Just a fun fact about the band: Whenever the three of us are at a restaurant together, I always get served several minutes after Jim and Peter. No explanation for it.”

Jim Cooper (bass, vocals):

“Yet another Lime Spider memory: After sound check, we ventured a few doors down to a pool bar, which sported Tony Montana–esque mirrors and neon. After shooting a game of pool, we were startled by the sound of a whirring motor and husky, thick shouts—a gentleman in a power chair wended his way drunkenly through the bar as hapless patrons sprang out of the way. As he made his circuitous beeline to the men’s restroom door, I circled around the pool table to hold it open for him. He cursed me as he whirred past, referencing “the aliens” among some other unintelligible gobbledygook. As we stood around the pool table, our eyes widened as he began to sing mirthfully about the impending alien invasion, his voice echoing in the men’s bathroom. At that point we decided to leave.”

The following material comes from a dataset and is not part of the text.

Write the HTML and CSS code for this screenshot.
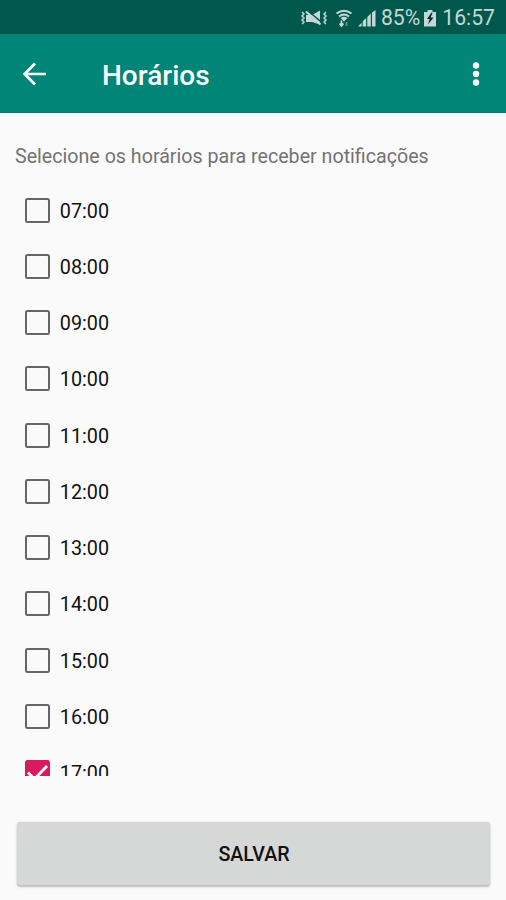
FILE: index.html
```html
<!DOCTYPE html>
<html lang="pt-BR">
<head>
<meta charset="utf-8">
<title>Horários</title>
<link rel="stylesheet" href="styles.css">
</head>
<body>
<div class="status">
  <svg class="vibrate" viewBox="0 0 28 18" width="28" height="18">
    <path d="M2 3l2 2-2 2 2 2-2 2 2 2-2 2M26 3l-2 2 2 2-2 2 2 2-2 2 2 2" fill="none" stroke="currentColor" stroke-width="1.5"/>
    <path d="M6 6h6l8-4.500v14L12 13H6z" fill="currentColor"/>
    <path d="M8 2l14 11.500" stroke="#00574b" stroke-width="1.600"/>
    <path d="M6 2.500l14.500 13" stroke="currentColor" stroke-width="2.200"/>
  </svg>
  <svg class="wifi" viewBox="0 0 18 18" width="18" height="18">
    <path d="M1.500 4.500Q9-1 16.500 4.500M4 7.500Q9 3.500 14 7.500" fill="none" stroke="currentColor" stroke-width="2"/>
    <path d="M5.500 9Q9 6.500 12.500 9L9 12.500z" fill="currentColor"/>
    <path d="M6.500 11.500v5.500M4.600 14.500l1.900 2.500 1.900-2.500" fill="none" stroke="currentColor" stroke-width="1.800"/>
    <path d="M11.500 17v-4" stroke="#5f958c" stroke-width="1.800"/>
  </svg>
  <svg class="signal" viewBox="0 0 18 18" width="18" height="18">
    <path d="M0 17.500l3.600-3.800v3.800zM4.700 12.200L8.200 9v8.500H4.700zM9.300 8l3.500-3.500v13H9.300zM14 3.500L17.500 1v16.500H14z" fill="currentColor"/>
  </svg>
  <span class="percent">85%</span>
  <svg class="battery" viewBox="0 0 12 18" width="12" height="18">
    <path d="M3.500 1h5v2H12v14.500H0V3h3.500z" fill="currentColor"/>
    <path d="M7.500 3.500L3 10h2.600L4 15.500 9.500 8.500H6.600L8.500 4z" fill="#062b26"/>
  </svg>
  <span class="clock">16:57</span>
</div>
<header class="appbar">
  <svg class="back" viewBox="0 0 24 24" width="24" height="24">
    <path d="M23 12H2M12 1.500L1.700 12 12 22.500" fill="none" stroke="#fff" stroke-width="2.700"/>
  </svg>
  <h1>Horários</h1>
  <svg class="more" viewBox="0 0 8 24" width="8" height="24">
    <g fill="#fff"><circle cx="4" cy="3.500" r="3.200"/><circle cx="4" cy="12" r="3.200"/><circle cx="4" cy="20.500" r="3.200"/></g>
  </svg>
</header>
<main>
  <p class="hint">Selecione os horários para receber notificações</p>
  <div class="list">
    <label class="row"><span class="box"></span><span class="time">07:00</span></label>
    <label class="row"><span class="box"></span><span class="time">08:00</span></label>
    <label class="row"><span class="box"></span><span class="time">09:00</span></label>
    <label class="row"><span class="box"></span><span class="time">10:00</span></label>
    <label class="row"><span class="box"></span><span class="time">11:00</span></label>
    <label class="row"><span class="box"></span><span class="time">12:00</span></label>
    <label class="row"><span class="box"></span><span class="time">13:00</span></label>
    <label class="row"><span class="box"></span><span class="time">14:00</span></label>
    <label class="row"><span class="box"></span><span class="time">15:00</span></label>
    <label class="row"><span class="box"></span><span class="time">16:00</span></label>
    <label class="row"><span class="box checked"><svg viewBox="0 0 25 25" width="25" height="25"><path d="M3 12.500l6.500 6.500L22 6" fill="none" stroke="#fff" stroke-width="2.800"/></svg></span><span class="time">17:00</span></label>
  </div>
  <button class="save" type="button">SALVAR</button>
</main>
</body>
</html>
```
FILE: styles.css
```css
* { box-sizing: border-box; }
body {
  margin: 0;
  height: 900px;
  display: flex;
  flex-direction: column;
  overflow: hidden;
  background: #fafafa;
  color: #111;
  font-family: Roboto, "Liberation Sans", sans-serif;
}
svg { display: block; flex: none; }
.status {
  height: 34px;
  flex: none;
  display: flex;
  align-items: center;
  justify-content: flex-end;
  padding: 2px 11px 0 0;
  background: #00574b;
  color: #c3d8d4;
  font-size: 21.2px;
  line-height: 32px;
}
.wifi { margin-left: 7px; }
.signal { margin-left: 5px; }
.percent { margin-left: 5px; }
.battery { margin-left: 4px; }
.clock { margin-left: 6px; }
.appbar {
  height: 79px;
  flex: none;
  display: flex;
  align-items: center;
  padding: 1px 26px 0 23px;
  background: #008577;
  border-bottom: 1px solid #007d70;
}
h1 {
  flex: 1;
  margin: 4px 0 0 55px;
  color: #fff;
  font-size: 28px;
  font-weight: 500;
  line-height: 36px;
}
main {
  flex: 1;
  display: flex;
  flex-direction: column;
  padding: 28px 15px 0;
}
.hint {
  margin: 0;
  height: 41px;
  padding-top: 1px;
  color: #737373;
  font-size: 19.65px;
  line-height: 30px;
  white-space: nowrap;
}
.list { height: 594px; overflow: hidden; }
.row {
  height: 56.25px;
  display: flex;
  align-items: center;
  padding-left: 9.5px;
}
.box {
  width: 25px;
  height: 25px;
  flex: none;
  border: 2px solid #666;
  border-radius: 2.5px;
}
.box.checked { border: 0; background: #d81b60; }
.time {
  margin: 3px 0 0 10.3px;
  font-size: 19.8px;
  line-height: 26px;
}
.save {
  height: 63px;
  flex: none;
  margin: 46px 1px 0 2px;
  padding: 2px 0 0 1px;
  border: 0;
  border-radius: 3px;
  background: #d6d7d7;
  box-shadow: 0 2px 2px #bdbdbd, 0 0 2px #ddd;
  color: #111;
  font: 500 19.7px/61px Roboto, "Liberation Sans", sans-serif;
}
```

Peter Andreadis (drums, vocals):

“Back in the early days of the band, we used to wear all white. In Austin, Texas, we were playing a showcase at SXSW and moments before getting on stage I realized I’d left my white pants at the place we were renting. Not wanting to break with tradition, I played the set Risky Business–style with a white button-down shirt, no pants and white sneakers. Abraham, of course, announced my entrance to the stage, bringing appropriate attention to my outfit.”

Bobby Conn:

“They were dressed in white: White pants, white shirts, creepy preppie white canvas belts and white loafers. It was in a decidedly non-rock venue in Evanston, I can’t remember the name. The tall keyboard player was trying desperately not to be tall, but he was very tall, scissoring his legs frantically. The bassist had all the riffs, melodic but played with aggressive abandon. The drummer was a cool cat, playing straight in the pocket like Al Jackson Jr., no extra stuff.  So they were a soul band, but the difference was, when they sang in three-part harmony their voices blended like magic. I really hadn’t heard too many people pull that off live. And the songs were funny, bittersweet and thoughtful; a smart kid's wonder at how grown up heroes like Diaghilev must live. I loved them immediately and still do!” 

Baby Teeth brings the Last Schmaltz to Lincoln Hall Friday 20.